Stated task ::
For the copy, please give all of the data again exactly and leave the pictures out.

(Web page code records)
:::::
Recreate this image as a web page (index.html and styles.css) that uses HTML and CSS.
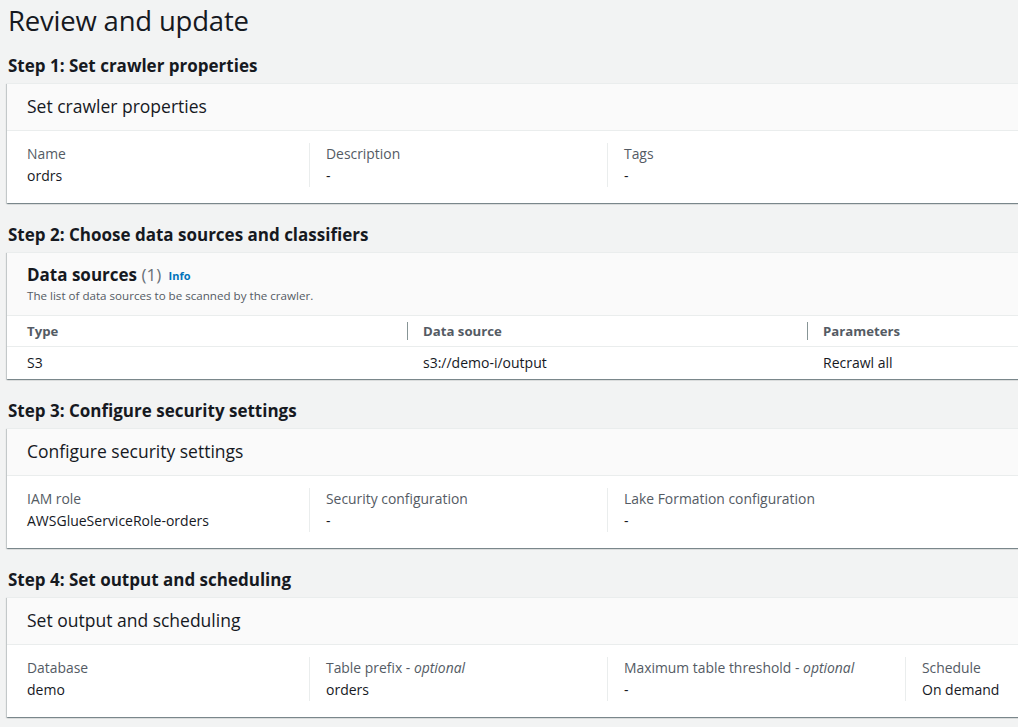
FILE: index.html
```html
<!DOCTYPE html>
<html lang="en">
<head>
<meta charset="utf-8">
<title>Review and update</title>
<link rel="stylesheet" href="styles.css">
</head>
<body>
<main class="page">
  <h1 class="page-title">Review and update</h1>

  <section class="step">
    <h2 class="step-title">Step 1: Set crawler properties</h2>
    <div class="card">
      <div class="card-header"><h3 class="card-title">Set crawler properties</h3></div>
      <div class="card-body">
        <div class="cols">
          <div class="col"><div class="label">Name</div><div class="value">ordrs</div></div>
          <div class="col"><div class="label">Description</div><div class="value">-</div></div>
          <div class="col"><div class="label">Tags</div><div class="value">-</div></div>
        </div>
      </div>
    </div>
  </section>

  <section class="step">
    <h2 class="step-title">Step 2: Choose data sources and classifiers</h2>
    <div class="card">
      <div class="card-header table-header">
        <h3 class="table-title">Data sources <span class="count">(1)</span> <a class="info">Info</a></h3>
        <p class="table-desc">The list of data sources to be scanned by the crawler.</p>
      </div>
      <table class="table">
        <colgroup><col class="w400"><col class="w400"><col class="w400"></colgroup>
        <thead>
          <tr><th>Type</th><th class="div">Data source</th><th class="div">Parameters</th></tr>
        </thead>
        <tbody>
          <tr><td>S3</td><td>s3://demo-i/output</td><td>Recrawl all</td></tr>
        </tbody>
      </table>
    </div>
  </section>

  <section class="step">
    <h2 class="step-title">Step 3: Configure security settings</h2>
    <div class="card">
      <div class="card-header"><h3 class="card-title">Configure security settings</h3></div>
      <div class="card-body">
        <div class="cols">
          <div class="col"><div class="label">IAM role</div><div class="value">AWSGlueServiceRole-orders</div></div>
          <div class="col"><div class="label">Security configuration</div><div class="value">-</div></div>
          <div class="col"><div class="label">Lake Formation configuration</div><div class="value">-</div></div>
        </div>
      </div>
    </div>
  </section>

  <section class="step">
    <h2 class="step-title">Step 4: Set output and scheduling</h2>
    <div class="card">
      <div class="card-header"><h3 class="card-title">Set output and scheduling</h3></div>
      <div class="card-body">
        <div class="cols">
          <div class="col"><div class="label">Database</div><div class="value">demo</div></div>
          <div class="col"><div class="label">Table prefix - <i>optional</i></div><div class="value">orders</div></div>
          <div class="col"><div class="label">Maximum table threshold - <i>optional</i></div><div class="value">-</div></div>
          <div class="col"><div class="label">Schedule</div><div class="value">On demand</div></div>
        </div>
      </div>
    </div>
  </section>
</main>
</body>
</html>
```

FILE: styles.css
```css
html, body {
  margin: 0;
  padding: 0;
  background: #f2f3f3;
  overflow: hidden;
}

body {
  font-family: "Open Sans", "Noto Sans", Arial, sans-serif;
  color: #16191f;
  font-size: 14px;
  line-height: 22px;
}

.page {
  width: 1220px;
  padding: 3px 0 0 7px;
}

.page-title {
  margin: 0 0 16px 1px;
  font-size: 27.5px;
  font-weight: 400;
  line-height: 36px;
  letter-spacing: -0.2px;
}

.step {
  margin-bottom: 21px;
}

.step-title {
  margin: 0 0 6px 1px;
  font-size: 17px;
  font-weight: 700;
  line-height: 22px;
}

.card {
  width: 1200px;
  background: #fff;
  border-top: 1px solid #eaeded;
  box-shadow: 0 1px 1px 0 rgba(0, 28, 36, 0.3), 1px 1px 1px 0 rgba(0, 28, 36, 0.15), -1px 1px 1px 0 rgba(0, 28, 36, 0.15);
}

.card-header {
  background: #fafafa;
  border-bottom: 1px solid #eaeded;
  padding: 11px 20px 13px 20px;
}

.card-title {
  margin: 0;
  font-size: 17.5px;
  font-weight: 400;
  line-height: 22px;
}

.card-body {
  padding: 12px 0 16px 4px;
}

.cols {
  display: grid;
  grid-template-columns: repeat(4, 298px);
}

.col {
  border-left: 1px solid #eaeded;
  padding-left: 16px;
}

.col:first-child {
  border-left-color: transparent;
  padding-left: 15px;
}

.label {
  color: #545b64;
  font-size: 13.9px;
}

.label i {
  font-style: italic;
}

.value {
  color: #16191f;
}

.table-header {
  padding: 11px 20px 11px 20px;
}

.table-title {
  margin: 0;
  font-size: 17px;
  font-weight: 700;
  line-height: 22px;
}

.count {
  font-weight: 400;
  color: #687078;
}

.info {
  font-size: 11px;
  font-weight: 700;
  color: #0073bb;
  margin-left: 3px;
  vertical-align: 1px;
}

.table-desc {
  margin: 1px 0 0 0;
  font-size: 11.6px;
  line-height: 16px;
  color: #545b64;
}

.table {
  border-collapse: collapse;
  table-layout: fixed;
  width: 1200px;
}

.w400 {
  width: 400px;
}

.table th {
  text-align: left;
  font-weight: 700;
  font-size: 13.2px;
  color: #545b64;
  height: 30px;
  padding: 0 0 0 16px;
  border-bottom: 1px solid #eaeded;
  position: relative;
}

.table th:first-child,
.table td:first-child {
  padding-left: 20px;
}

.table th.div::before {
  content: "";
  position: absolute;
  left: 0;
  top: 6px;
  bottom: 6px;
  border-left: 1px solid #879596;
}

.table td {
  height: 32px;
  padding: 0 0 0 16px;
  color: #16191f;
}
```
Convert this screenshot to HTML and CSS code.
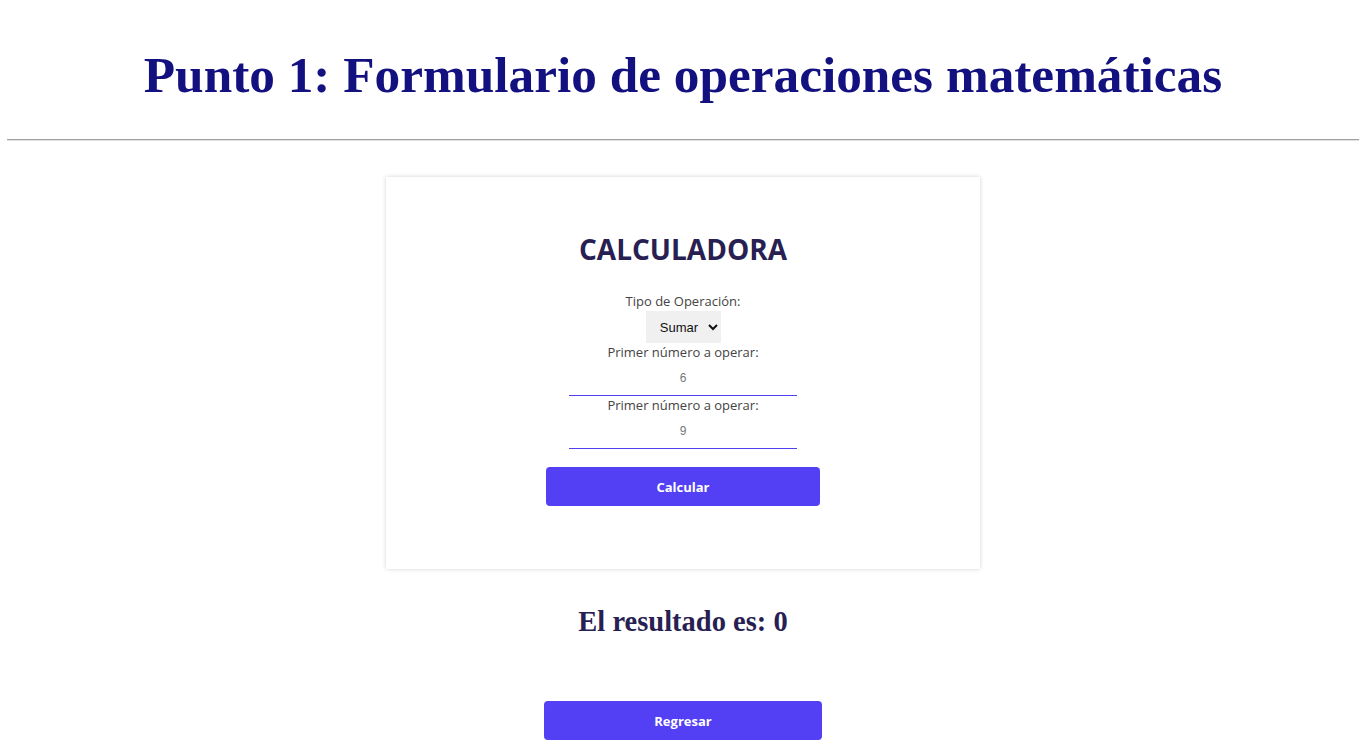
:::::
Problem solution ::
Recreate this image as a web page (index.html and styles.css) that uses HTML and CSS.
FILE: index.html
```html
<!DOCTYPE html>
<html lang="en">
<head>
<meta charset="utf-8">
<title>Review and update</title>
<link rel="stylesheet" href="styles.css">
</head>
<body>
<main class="page">
  <h1 class="page-title">Review and update</h1>

  <section class="step">
    <h2 class="step-title">Step 1: Set crawler properties</h2>
    <div class="card">
      <div class="card-header"><h3 class="card-title">Set crawler properties</h3></div>
      <div class="card-body">
        <div class="cols">
          <div class="col"><div class="label">Name</div><div class="value">ordrs</div></div>
          <div class="col"><div class="label">Description</div><div class="value">-</div></div>
          <div class="col"><div class="label">Tags</div><div class="value">-</div></div>
        </div>
      </div>
    </div>
  </section>

  <section class="step">
    <h2 class="step-title">Step 2: Choose data sources and classifiers</h2>
    <div class="card">
      <div class="card-header table-header">
        <h3 class="table-title">Data sources <span class="count">(1)</span> <a class="info">Info</a></h3>
        <p class="table-desc">The list of data sources to be scanned by the crawler.</p>
      </div>
      <table class="table">
        <colgroup><col class="w400"><col class="w400"><col class="w400"></colgroup>
        <thead>
          <tr><th>Type</th><th class="div">Data source</th><th class="div">Parameters</th></tr>
        </thead>
        <tbody>
          <tr><td>S3</td><td>s3://demo-i/output</td><td>Recrawl all</td></tr>
        </tbody>
      </table>
    </div>
  </section>

  <section class="step">
    <h2 class="step-title">Step 3: Configure security settings</h2>
    <div class="card">
      <div class="card-header"><h3 class="card-title">Configure security settings</h3></div>
      <div class="card-body">
        <div class="cols">
          <div class="col"><div class="label">IAM role</div><div class="value">AWSGlueServiceRole-orders</div></div>
          <div class="col"><div class="label">Security configuration</div><div class="value">-</div></div>
          <div class="col"><div class="label">Lake Formation configuration</div><div class="value">-</div></div>
        </div>
      </div>
    </div>
  </section>

  <section class="step">
    <h2 class="step-title">Step 4: Set output and scheduling</h2>
    <div class="card">
      <div class="card-header"><h3 class="card-title">Set output and scheduling</h3></div>
      <div class="card-body">
        <div class="cols">
          <div class="col"><div class="label">Database</div><div class="value">demo</div></div>
          <div class="col"><div class="label">Table prefix - <i>optional</i></div><div class="value">orders</div></div>
          <div class="col"><div class="label">Maximum table threshold - <i>optional</i></div><div class="value">-</div></div>
          <div class="col"><div class="label">Schedule</div><div class="value">On demand</div></div>
        </div>
      </div>
    </div>
  </section>
</main>
</body>
</html>
```

FILE: styles.css
```css
html, body {
  margin: 0;
  padding: 0;
  background: #f2f3f3;
  overflow: hidden;
}

body {
  font-family: "Open Sans", "Noto Sans", Arial, sans-serif;
  color: #16191f;
  font-size: 14px;
  line-height: 22px;
}

.page {
  width: 1220px;
  padding: 3px 0 0 7px;
}

.page-title {
  margin: 0 0 16px 1px;
  font-size: 27.5px;
  font-weight: 400;
  line-height: 36px;
  letter-spacing: -0.2px;
}

.step {
  margin-bottom: 21px;
}

.step-title {
  margin: 0 0 6px 1px;
  font-size: 17px;
  font-weight: 700;
  line-height: 22px;
}

.card {
  width: 1200px;
  background: #fff;
  border-top: 1px solid #eaeded;
  box-shadow: 0 1px 1px 0 rgba(0, 28, 36, 0.3), 1px 1px 1px 0 rgba(0, 28, 36, 0.15), -1px 1px 1px 0 rgba(0, 28, 36, 0.15);
}

.card-header {
  background: #fafafa;
  border-bottom: 1px solid #eaeded;
  padding: 11px 20px 13px 20px;
}

.card-title {
  margin: 0;
  font-size: 17.5px;
  font-weight: 400;
  line-height: 22px;
}

.card-body {
  padding: 12px 0 16px 4px;
}

.cols {
  display: grid;
  grid-template-columns: repeat(4, 298px);
}

.col {
  border-left: 1px solid #eaeded;
  padding-left: 16px;
}

.col:first-child {
  border-left-color: transparent;
  padding-left: 15px;
}

.label {
  color: #545b64;
  font-size: 13.9px;
}

.label i {
  font-style: italic;
}

.value {
  color: #16191f;
}

.table-header {
  padding: 11px 20px 11px 20px;
}

.table-title {
  margin: 0;
  font-size: 17px;
  font-weight: 700;
  line-height: 22px;
}

.count {
  font-weight: 400;
  color: #687078;
}

.info {
  font-size: 11px;
  font-weight: 700;
  color: #0073bb;
  margin-left: 3px;
  vertical-align: 1px;
}

.table-desc {
  margin: 1px 0 0 0;
  font-size: 11.6px;
  line-height: 16px;
  color: #545b64;
}

.table {
  border-collapse: collapse;
  table-layout: fixed;
  width: 1200px;
}

.w400 {
  width: 400px;
}

.table th {
  text-align: left;
  font-weight: 700;
  font-size: 13.2px;
  color: #545b64;
  height: 30px;
  padding: 0 0 0 16px;
  border-bottom: 1px solid #eaeded;
  position: relative;
}

.table th:first-child,
.table td:first-child {
  padding-left: 20px;
}

.table th.div::before {
  content: "";
  position: absolute;
  left: 0;
  top: 6px;
  bottom: 6px;
  border-left: 1px solid #879596;
}

.table td {
  height: 32px;
  padding: 0 0 0 16px;
  color: #16191f;
}
```
Convert this screenshot to HTML and CSS code.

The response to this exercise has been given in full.